10 Things That Were Changed From THE AMAZING SPIDER-MAN 2 Script

An early draft of the latest Spidey movie had some small - but significant - differences.

10 Things That Were Changed From THE AMAZING SPIDER-MAN 2 Script

There is so much wrong with The Amazing Spider-Man 2 that it's hard to find one place to begin criticizing the film. The finished film has a weird quality that makes it feel as though director Marc Webb reconsidered the whole thing halfway through production and made a huge course correction, but an early draft of the script by Roberto Orci and Alex Kurtzman shows that the film's problematical plot elements were always in place. But there were some aspects of the early draft that are very different from the finished film, and I wonder if getting rid of this stuff hurt the movie.

1) Mary Jane. As we all know Shailene Woodley was cast as Mary Jane Watson, shot some days and then was cut from the movie. The original script includes all of the MJ scenes, and she's introduced as the Parker's new next door neighbor. Her dad is an abusive drunk and she's a waitress who builds motorcycles in her spare time. She has a Spider-Man tattoo on her wrist, and she's clearly interested in Peter, who is totally hung up on Gwen. At one point Spider-Man confronts MJ's dad, telling him to lay off the girl. At the end of the script Gwen comes to Peter's house before heading to London; he's gone but she meets the new neighbor. They have a friendly exchange and MJ says that she always attracts dickheads and asks Gwen what her advice is to get a guy like Peter. "Date a nerd," Gwen says before heading off to die, basically giving MJ the okay to get with Peter.

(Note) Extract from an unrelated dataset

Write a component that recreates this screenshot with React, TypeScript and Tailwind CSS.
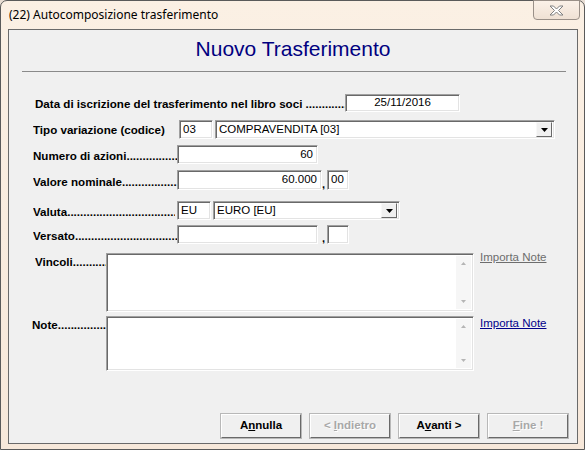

2) Electro's mom. In the script Max Dillon lives at home with his wheelchair-bound mom, who doesn't think much of him. He has to take care of her, and after he 'dies' in the accident that gives him powers he comes home to find his mom standing up and getting a big payout from Oscorp. He gets angry and begins using his powers, which is what sets off his confrontation with the police in Times Square, not a weird moment where he just starts sucking on electrical wires for no reason.

3) J Jonah Jameson. JJJ's in the original script, as is Robbie Robertson. We see Peter, who is a student at Empire State University, bring his first Spider-Man pictures to JJJ, who gives him a tour of the Daily Bugle. JJJ complains that the internet is killing the newspaper business; later, Spidey and Electro's first fight send them crashing through the Daily Bugle offices and the printing presses.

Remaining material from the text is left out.